Provided data:
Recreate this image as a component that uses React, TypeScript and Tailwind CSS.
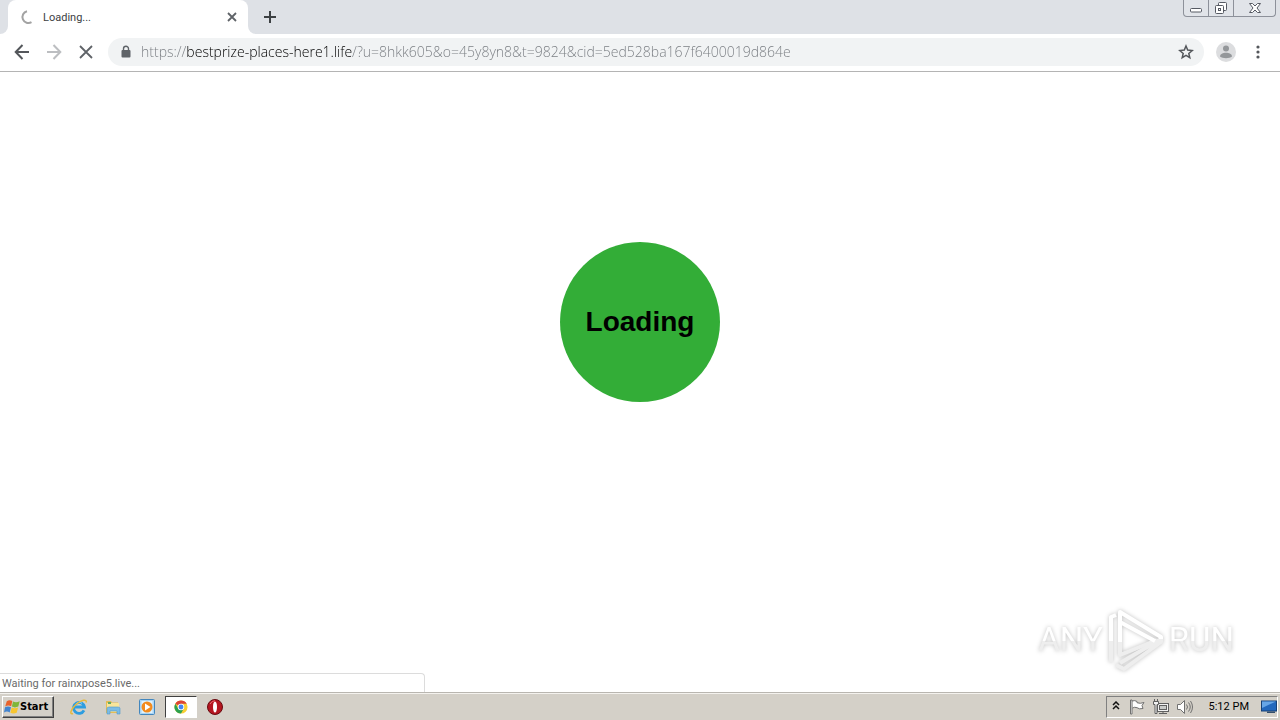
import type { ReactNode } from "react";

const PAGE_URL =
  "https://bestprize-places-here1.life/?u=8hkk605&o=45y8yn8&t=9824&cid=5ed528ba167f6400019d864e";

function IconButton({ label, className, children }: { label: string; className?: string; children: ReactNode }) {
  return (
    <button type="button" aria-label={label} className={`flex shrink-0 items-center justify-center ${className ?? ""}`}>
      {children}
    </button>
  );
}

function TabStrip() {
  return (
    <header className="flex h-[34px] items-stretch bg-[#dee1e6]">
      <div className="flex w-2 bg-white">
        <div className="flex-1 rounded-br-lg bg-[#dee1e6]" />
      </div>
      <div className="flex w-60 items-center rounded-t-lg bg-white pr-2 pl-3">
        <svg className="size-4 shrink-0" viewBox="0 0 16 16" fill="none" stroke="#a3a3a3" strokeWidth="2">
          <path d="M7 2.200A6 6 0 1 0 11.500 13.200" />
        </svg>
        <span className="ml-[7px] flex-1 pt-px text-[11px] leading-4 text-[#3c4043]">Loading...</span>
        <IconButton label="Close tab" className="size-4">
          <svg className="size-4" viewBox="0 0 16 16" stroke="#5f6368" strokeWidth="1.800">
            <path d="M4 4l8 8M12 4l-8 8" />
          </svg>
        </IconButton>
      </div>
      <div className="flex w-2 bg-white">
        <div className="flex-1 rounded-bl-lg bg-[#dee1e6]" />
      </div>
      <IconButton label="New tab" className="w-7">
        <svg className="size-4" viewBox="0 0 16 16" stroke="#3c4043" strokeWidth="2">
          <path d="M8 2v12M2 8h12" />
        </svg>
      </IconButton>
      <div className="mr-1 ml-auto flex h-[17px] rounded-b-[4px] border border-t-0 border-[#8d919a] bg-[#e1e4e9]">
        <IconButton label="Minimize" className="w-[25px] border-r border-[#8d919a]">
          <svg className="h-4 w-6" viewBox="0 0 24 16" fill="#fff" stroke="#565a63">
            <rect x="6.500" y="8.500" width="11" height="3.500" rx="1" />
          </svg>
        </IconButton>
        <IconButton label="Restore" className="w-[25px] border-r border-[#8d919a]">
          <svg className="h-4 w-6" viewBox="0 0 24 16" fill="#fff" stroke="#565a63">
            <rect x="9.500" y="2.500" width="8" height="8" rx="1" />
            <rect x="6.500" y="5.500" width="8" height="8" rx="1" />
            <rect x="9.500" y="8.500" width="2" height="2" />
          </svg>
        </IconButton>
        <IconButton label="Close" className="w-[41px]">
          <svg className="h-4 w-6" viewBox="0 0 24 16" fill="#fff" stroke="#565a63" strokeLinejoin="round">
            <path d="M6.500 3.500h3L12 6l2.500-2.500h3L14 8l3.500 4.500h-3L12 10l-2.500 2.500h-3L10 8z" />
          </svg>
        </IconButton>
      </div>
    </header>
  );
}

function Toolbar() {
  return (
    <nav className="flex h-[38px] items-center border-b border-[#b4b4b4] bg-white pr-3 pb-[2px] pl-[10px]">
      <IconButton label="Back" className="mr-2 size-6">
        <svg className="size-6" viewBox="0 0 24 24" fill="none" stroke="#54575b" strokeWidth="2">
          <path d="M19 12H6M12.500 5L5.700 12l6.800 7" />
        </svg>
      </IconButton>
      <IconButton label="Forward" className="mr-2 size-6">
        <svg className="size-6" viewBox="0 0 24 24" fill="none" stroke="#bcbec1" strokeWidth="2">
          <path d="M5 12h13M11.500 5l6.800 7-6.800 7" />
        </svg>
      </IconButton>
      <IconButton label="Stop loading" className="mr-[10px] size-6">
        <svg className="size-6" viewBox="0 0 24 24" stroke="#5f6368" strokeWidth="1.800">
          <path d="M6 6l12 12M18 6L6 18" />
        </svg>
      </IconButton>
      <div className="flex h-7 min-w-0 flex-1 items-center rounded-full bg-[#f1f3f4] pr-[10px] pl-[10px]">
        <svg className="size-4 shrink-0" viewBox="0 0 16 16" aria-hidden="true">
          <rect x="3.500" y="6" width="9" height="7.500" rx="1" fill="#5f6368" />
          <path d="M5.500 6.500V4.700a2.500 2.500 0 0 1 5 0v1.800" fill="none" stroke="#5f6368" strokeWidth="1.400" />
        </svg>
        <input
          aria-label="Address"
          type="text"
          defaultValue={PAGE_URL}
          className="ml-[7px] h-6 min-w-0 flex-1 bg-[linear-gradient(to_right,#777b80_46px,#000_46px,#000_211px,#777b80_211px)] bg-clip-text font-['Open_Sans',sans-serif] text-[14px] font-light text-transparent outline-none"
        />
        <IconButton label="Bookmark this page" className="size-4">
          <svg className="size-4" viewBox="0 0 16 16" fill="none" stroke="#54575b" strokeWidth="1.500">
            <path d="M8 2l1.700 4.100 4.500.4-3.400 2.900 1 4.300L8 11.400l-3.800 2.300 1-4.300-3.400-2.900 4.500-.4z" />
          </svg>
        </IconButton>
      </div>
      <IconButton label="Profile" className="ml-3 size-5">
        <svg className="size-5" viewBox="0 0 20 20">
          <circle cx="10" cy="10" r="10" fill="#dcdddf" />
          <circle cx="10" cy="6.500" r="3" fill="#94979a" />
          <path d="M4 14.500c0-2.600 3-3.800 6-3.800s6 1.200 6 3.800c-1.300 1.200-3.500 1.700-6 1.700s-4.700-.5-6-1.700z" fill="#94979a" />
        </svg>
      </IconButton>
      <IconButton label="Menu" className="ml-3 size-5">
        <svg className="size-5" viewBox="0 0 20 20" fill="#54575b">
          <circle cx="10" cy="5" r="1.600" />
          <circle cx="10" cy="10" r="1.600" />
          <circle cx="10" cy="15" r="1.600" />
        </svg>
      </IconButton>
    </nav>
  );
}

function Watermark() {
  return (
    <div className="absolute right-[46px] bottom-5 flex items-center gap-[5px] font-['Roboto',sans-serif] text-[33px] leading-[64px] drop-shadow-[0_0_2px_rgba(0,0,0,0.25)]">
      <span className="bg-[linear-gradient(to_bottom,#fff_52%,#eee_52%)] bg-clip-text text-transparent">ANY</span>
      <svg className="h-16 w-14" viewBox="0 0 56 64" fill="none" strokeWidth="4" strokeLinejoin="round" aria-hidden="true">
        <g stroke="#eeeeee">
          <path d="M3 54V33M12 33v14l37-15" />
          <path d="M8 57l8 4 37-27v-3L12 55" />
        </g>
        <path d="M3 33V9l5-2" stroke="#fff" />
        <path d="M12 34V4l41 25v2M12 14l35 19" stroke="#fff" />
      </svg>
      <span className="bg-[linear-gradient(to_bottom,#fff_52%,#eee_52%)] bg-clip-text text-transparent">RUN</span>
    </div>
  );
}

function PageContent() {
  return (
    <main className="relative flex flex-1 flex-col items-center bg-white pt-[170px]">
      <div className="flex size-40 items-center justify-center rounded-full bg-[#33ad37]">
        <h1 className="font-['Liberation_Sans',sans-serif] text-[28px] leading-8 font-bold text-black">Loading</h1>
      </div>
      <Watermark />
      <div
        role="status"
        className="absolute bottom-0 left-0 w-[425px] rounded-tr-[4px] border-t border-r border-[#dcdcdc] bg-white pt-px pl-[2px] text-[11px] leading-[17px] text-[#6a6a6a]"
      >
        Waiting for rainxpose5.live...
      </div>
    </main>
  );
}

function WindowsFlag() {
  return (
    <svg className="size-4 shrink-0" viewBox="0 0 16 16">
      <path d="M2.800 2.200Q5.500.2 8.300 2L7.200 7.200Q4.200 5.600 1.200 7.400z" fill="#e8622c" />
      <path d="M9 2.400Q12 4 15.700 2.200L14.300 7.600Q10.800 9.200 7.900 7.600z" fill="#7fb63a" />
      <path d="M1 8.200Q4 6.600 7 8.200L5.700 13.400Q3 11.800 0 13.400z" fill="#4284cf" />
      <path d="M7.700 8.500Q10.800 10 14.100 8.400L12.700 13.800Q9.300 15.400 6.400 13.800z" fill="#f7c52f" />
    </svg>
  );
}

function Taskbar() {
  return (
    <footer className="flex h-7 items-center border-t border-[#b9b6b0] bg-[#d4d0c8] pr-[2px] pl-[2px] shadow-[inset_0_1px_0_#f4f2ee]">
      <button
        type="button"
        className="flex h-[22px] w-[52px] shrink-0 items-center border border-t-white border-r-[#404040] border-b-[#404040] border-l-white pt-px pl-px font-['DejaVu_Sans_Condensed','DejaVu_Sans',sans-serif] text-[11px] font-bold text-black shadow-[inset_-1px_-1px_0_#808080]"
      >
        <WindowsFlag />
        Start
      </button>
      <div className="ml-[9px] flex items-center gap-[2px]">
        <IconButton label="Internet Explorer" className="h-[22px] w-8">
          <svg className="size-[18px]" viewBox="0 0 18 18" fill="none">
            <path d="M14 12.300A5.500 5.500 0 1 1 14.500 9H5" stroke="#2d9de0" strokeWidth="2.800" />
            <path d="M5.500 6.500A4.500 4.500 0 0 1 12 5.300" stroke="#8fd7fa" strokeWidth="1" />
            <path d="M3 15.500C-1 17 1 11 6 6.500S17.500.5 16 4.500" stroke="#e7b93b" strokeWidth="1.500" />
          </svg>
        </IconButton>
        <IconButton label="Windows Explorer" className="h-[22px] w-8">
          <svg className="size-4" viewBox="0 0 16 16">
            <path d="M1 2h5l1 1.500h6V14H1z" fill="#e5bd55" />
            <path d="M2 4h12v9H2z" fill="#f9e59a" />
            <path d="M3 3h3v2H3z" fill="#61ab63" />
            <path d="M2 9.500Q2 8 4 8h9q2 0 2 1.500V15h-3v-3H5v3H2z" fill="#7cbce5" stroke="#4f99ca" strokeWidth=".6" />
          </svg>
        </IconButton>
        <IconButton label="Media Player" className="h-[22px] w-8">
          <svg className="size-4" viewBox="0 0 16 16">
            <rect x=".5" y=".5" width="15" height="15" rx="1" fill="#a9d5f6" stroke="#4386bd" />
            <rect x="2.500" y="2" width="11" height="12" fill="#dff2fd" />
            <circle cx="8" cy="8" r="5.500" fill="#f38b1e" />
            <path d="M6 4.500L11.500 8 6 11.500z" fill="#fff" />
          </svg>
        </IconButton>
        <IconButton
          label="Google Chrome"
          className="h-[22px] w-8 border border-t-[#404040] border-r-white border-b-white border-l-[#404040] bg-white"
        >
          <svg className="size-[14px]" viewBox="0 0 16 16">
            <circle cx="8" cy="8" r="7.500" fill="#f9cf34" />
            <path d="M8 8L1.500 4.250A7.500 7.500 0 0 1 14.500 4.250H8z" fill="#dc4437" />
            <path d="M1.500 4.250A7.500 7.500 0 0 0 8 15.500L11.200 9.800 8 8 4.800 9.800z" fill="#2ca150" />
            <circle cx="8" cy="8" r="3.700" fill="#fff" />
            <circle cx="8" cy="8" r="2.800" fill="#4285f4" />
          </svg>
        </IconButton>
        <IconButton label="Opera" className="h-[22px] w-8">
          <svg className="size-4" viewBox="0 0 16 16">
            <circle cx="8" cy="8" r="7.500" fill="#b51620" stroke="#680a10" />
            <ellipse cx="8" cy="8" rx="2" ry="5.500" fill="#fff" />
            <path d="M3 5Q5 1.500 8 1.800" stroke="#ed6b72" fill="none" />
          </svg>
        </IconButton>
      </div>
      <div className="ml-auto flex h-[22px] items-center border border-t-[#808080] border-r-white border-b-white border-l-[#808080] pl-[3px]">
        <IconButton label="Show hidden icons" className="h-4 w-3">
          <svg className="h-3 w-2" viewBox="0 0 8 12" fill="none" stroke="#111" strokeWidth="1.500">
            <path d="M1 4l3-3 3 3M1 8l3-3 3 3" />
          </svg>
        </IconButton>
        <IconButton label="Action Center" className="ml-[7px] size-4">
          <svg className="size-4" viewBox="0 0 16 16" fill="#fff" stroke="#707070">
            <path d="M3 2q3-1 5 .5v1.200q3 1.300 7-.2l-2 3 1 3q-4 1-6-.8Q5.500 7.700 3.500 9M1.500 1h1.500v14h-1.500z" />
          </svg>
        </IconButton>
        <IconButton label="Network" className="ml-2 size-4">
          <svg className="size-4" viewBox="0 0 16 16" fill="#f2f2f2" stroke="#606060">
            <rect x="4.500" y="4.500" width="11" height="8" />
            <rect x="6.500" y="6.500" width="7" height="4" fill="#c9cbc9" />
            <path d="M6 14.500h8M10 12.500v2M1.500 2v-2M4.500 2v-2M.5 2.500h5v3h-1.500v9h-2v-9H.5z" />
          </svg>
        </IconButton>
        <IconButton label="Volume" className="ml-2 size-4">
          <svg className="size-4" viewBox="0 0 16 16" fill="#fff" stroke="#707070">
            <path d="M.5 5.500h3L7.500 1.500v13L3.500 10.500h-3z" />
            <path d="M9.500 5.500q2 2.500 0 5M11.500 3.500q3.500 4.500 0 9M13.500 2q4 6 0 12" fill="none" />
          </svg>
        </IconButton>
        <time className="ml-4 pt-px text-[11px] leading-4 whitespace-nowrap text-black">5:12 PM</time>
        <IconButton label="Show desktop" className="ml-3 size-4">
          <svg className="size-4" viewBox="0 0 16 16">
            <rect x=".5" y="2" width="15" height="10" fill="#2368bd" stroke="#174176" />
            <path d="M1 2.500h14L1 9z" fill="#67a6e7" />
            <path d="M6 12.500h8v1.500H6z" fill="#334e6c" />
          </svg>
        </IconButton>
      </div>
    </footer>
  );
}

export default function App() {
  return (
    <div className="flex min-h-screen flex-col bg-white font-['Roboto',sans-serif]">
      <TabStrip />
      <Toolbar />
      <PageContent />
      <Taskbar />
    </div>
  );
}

What the task requires: Pull out every line in the data above that has the word "this".

Response below:
Recreate this image as a component that uses React, TypeScript and Tailwind CSS.
        <IconButton label="Bookmark this page" className="size-4">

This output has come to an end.